* Start Data shown *
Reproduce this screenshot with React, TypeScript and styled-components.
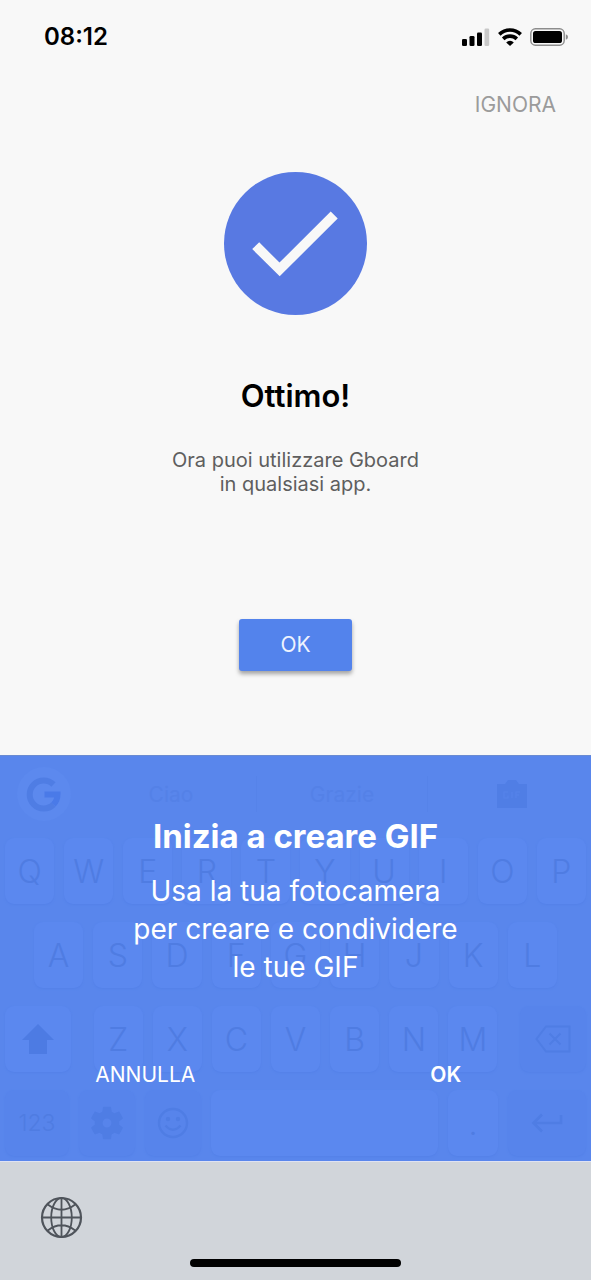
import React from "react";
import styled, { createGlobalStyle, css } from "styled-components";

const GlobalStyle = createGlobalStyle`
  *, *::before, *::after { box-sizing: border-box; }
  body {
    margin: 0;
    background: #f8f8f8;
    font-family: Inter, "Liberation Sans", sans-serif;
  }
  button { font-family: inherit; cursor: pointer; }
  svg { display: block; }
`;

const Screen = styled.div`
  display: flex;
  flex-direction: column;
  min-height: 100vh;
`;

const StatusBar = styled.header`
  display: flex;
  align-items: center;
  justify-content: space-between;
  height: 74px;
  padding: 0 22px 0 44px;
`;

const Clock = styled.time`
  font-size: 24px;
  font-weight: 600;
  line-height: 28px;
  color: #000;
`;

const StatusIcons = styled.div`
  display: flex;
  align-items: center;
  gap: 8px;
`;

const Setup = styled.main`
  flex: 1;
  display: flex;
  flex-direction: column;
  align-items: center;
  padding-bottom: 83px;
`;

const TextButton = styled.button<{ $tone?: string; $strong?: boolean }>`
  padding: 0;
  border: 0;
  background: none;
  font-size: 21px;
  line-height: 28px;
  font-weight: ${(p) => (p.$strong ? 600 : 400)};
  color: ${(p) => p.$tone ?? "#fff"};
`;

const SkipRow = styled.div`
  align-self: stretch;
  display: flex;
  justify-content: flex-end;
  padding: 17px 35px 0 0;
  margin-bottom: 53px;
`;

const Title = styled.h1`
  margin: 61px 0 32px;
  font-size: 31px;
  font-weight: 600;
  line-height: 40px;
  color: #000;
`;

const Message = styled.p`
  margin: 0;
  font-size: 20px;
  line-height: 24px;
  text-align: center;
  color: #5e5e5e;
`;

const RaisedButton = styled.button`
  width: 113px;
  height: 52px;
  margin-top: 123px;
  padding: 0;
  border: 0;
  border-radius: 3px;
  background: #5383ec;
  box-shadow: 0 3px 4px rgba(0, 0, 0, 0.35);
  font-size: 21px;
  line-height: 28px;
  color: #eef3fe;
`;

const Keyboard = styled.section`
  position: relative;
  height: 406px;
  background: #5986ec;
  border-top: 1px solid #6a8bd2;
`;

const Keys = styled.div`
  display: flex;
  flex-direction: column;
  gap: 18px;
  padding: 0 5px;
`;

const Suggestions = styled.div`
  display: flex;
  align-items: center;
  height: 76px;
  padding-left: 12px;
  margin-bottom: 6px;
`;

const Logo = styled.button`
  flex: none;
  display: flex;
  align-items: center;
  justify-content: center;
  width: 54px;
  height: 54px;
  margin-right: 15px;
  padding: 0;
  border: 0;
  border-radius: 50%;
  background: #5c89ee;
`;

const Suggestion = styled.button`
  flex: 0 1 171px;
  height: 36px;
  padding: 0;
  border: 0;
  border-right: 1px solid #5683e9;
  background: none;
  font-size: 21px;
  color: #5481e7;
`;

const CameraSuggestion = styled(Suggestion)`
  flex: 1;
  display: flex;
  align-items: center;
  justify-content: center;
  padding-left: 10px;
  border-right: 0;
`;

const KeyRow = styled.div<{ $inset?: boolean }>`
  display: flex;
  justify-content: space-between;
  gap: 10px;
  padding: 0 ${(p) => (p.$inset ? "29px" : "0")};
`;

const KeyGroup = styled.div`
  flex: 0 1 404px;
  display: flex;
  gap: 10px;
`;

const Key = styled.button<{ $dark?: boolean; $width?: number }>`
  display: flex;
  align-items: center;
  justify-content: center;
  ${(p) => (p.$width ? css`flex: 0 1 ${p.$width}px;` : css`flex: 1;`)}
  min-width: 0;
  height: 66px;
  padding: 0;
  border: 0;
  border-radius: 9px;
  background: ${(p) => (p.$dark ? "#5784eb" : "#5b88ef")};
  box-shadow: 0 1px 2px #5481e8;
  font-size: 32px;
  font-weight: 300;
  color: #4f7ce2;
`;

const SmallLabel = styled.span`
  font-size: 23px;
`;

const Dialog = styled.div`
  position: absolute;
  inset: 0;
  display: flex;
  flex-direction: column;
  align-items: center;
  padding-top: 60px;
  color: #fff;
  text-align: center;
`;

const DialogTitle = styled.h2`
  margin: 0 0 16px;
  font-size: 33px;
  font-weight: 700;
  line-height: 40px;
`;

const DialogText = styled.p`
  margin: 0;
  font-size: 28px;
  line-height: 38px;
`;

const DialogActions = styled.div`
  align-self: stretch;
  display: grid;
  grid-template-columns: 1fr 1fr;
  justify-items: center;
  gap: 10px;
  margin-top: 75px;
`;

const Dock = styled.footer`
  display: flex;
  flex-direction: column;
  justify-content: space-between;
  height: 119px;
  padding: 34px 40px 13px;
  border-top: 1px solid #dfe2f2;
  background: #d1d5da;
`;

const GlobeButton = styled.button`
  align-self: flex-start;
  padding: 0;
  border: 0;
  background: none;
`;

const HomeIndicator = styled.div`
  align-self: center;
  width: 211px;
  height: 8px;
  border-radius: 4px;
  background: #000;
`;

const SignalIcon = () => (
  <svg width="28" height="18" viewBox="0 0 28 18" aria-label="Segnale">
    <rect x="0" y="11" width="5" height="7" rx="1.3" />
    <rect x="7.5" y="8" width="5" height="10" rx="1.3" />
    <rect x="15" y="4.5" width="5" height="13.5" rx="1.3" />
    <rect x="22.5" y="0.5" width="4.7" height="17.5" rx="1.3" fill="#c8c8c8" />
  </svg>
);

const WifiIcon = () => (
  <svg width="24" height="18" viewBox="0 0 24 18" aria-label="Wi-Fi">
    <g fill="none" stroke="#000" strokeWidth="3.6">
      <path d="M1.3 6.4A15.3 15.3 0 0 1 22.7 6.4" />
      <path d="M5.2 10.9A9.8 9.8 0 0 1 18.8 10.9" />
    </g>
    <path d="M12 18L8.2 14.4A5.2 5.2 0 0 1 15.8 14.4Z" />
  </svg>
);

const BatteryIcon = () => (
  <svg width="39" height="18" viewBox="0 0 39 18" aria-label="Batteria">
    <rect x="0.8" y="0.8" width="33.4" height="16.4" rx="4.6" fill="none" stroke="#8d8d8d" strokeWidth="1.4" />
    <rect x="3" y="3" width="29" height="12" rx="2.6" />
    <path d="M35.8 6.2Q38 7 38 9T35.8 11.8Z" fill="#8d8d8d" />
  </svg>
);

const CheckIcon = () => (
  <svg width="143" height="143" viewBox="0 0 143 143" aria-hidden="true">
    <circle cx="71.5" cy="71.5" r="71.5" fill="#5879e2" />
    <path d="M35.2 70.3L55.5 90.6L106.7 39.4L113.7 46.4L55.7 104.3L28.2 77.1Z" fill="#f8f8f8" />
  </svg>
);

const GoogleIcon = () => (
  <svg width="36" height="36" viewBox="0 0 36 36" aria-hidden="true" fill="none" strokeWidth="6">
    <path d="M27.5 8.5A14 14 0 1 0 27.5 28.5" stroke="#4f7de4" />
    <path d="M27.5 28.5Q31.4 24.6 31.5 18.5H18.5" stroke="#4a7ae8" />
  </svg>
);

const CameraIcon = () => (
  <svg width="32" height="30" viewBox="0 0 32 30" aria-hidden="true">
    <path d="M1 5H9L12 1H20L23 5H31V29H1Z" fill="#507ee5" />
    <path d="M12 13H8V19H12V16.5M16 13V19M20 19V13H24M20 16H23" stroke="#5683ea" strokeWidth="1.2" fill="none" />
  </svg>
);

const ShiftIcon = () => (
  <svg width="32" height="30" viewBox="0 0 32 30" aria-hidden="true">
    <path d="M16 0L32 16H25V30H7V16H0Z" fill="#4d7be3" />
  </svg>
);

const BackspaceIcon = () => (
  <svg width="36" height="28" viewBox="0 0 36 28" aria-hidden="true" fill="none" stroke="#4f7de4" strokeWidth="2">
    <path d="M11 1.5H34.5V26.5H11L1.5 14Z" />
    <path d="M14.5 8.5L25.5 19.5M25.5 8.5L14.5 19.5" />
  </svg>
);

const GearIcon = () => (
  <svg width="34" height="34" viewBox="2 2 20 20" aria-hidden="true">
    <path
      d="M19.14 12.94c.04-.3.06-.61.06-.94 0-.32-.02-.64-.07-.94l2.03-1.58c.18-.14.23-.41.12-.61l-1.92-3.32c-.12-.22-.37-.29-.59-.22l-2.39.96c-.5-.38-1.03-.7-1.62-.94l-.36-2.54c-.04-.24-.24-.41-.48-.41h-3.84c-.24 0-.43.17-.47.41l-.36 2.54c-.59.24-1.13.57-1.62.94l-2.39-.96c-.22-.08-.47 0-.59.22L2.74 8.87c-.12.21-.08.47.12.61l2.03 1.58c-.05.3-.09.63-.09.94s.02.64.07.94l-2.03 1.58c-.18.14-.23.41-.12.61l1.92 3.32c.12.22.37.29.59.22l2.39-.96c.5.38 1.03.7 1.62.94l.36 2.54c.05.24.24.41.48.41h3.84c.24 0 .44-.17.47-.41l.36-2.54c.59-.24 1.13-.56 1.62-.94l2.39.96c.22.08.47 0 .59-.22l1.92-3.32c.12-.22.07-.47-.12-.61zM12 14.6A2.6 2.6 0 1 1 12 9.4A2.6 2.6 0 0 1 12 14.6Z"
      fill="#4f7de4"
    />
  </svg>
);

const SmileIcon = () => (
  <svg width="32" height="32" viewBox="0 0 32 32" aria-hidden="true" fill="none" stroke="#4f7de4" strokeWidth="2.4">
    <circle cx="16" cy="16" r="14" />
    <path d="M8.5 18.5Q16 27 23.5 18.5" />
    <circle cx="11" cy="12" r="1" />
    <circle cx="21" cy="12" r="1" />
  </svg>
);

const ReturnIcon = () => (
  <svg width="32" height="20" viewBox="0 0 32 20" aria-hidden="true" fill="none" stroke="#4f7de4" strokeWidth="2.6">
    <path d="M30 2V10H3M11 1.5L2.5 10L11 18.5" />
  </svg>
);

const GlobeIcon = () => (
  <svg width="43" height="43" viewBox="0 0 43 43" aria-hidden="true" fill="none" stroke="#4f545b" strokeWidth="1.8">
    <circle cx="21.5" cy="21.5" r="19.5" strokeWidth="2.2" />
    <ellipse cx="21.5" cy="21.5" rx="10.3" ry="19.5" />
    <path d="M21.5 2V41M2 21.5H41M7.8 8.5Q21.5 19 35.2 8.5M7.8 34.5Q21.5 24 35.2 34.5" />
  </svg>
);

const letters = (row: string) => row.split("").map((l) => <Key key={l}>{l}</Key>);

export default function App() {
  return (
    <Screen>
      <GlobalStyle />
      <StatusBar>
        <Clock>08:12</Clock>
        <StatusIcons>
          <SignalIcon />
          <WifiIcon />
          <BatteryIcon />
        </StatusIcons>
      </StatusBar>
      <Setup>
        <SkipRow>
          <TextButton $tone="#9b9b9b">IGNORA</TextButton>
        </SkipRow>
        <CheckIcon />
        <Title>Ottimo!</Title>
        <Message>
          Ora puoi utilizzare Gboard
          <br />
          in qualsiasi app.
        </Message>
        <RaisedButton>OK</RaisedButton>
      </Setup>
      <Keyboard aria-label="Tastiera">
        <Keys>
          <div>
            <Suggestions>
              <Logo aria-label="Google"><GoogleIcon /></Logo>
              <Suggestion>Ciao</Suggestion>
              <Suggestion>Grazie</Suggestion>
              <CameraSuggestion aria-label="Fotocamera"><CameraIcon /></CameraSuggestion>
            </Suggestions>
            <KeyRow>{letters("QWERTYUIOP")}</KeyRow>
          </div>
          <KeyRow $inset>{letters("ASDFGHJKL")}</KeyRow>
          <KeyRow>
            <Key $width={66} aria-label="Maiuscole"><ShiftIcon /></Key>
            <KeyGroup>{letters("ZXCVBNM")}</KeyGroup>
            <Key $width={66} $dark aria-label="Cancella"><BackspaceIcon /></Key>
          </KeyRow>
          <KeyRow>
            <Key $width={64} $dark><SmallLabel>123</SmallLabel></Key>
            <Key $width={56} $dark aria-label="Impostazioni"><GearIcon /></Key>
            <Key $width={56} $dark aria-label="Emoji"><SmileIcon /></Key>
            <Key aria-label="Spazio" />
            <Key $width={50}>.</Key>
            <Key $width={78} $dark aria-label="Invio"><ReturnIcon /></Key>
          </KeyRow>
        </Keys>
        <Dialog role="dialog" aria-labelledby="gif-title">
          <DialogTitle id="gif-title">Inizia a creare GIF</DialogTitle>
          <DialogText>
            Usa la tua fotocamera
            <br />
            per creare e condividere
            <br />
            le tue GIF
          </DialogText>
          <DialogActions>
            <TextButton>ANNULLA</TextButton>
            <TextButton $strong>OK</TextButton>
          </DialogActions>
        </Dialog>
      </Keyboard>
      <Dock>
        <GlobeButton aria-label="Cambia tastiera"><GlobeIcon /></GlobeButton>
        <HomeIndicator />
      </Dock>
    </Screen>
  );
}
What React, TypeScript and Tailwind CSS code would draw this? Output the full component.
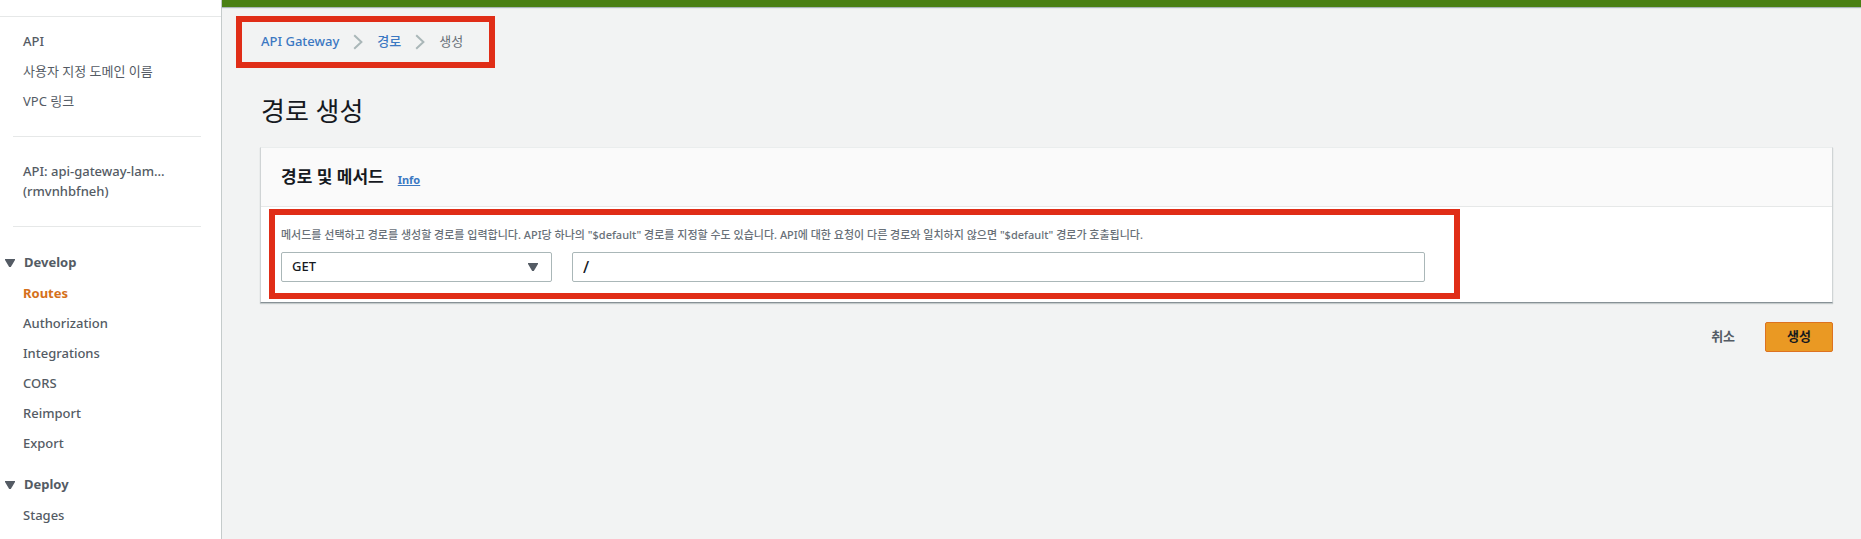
* End Data shown *
Using the material above, copy every line in which the string "components" occurs.

Response to the task:
Reproduce this screenshot with React, TypeScript and styled-components.
import styled, { createGlobalStyle, css } from "styled-components";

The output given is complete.